= Forgotten Futures II: The Log of the Astronef =

Forgotten Futures II: The Log of the Astronef is a 1994 role-playing game supplement designed by Marcus L. Rowland.

==Contents==
Forgotten Futures II: The Log of the Astronef is a supplement in which a Victorian and Edwardian science fiction role-playing game is based on George Griffith's "Stories of Other Worlds." The game includes the complete rulebook, the original stories, a detailed worldbook, and a full campaign. It spans over 400 pages and features 31 illustrations—some from Pearson's Magazine, others crafted by Rowland himself—alongside Lotus 1-2-3 templates for spaceship design and currency conversion. The narrative centers on Rollo Lenox Smeaton Aubrey, Earl of Redgrave, who invents antigravity in 1901 and builds a spaceship, the Astronef, to explore the solar system with his American wife. Each planet offers distinct cultures and challenges: Mars hosts warlike humanoids, Venus is home to peaceful avians, and Ganymede boasts advanced technology. The worldbook extrapolates what Earth might look like by 1920 under such conditions, blending historical detail with speculative fiction. The campaign, Masters of the Graviton, includes five adventures ranging from lunar archaeology to airship competitions and villainous plots.
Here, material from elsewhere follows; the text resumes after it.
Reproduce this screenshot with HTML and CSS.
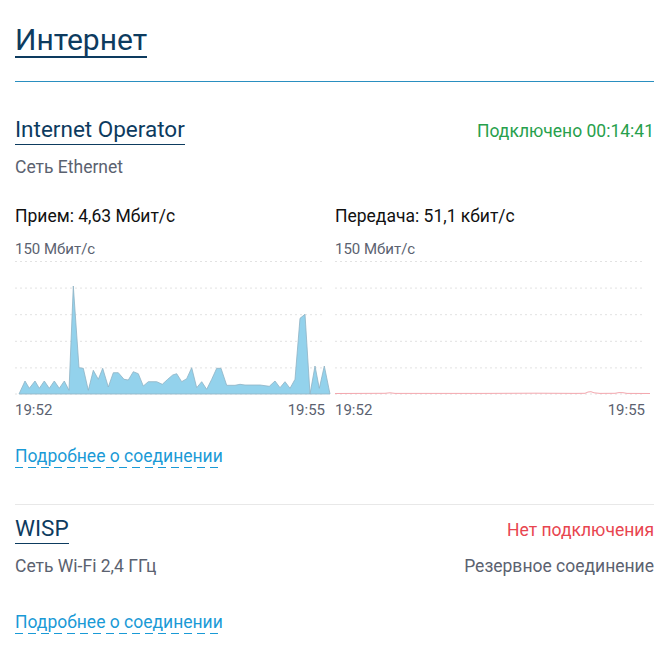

The rules are streamlined, using three core stats—Mind, Body, and Soul—and broad skill categories like "Scientist" and "Marksman." The game also provides guidance on writing adventures and includes stats for genre-appropriate NPCs, including Sherlock Holmes.

==Publication history==
Forgotten Futures II: The Log of the Astronef was distributed digitally as ASCII text and GIF images and available via FTP.

==Reception==
Ken & Jo Walton reviewed Forgotten Futures II: The Log of the Astronef for Pyramid magazine and stated that "This an excellent, atmospheric, roleplaying game, made slightly unapproachable by its unusual distribution method. It is available only on disk; you unzip the file and print out the book for yourself. All text files are ASCII format, all pictures are GIFs. If you haven't got a Babbage Engine, find someone who has, and persuade them to print it out for you. This may be the wave of the future for individual writers and small companies wishing to produce good quality but uncommercial games. Or it may just be an anomaly. But don't be put off from an excellent game just because it has no cover art and is only 3.5 inches square!"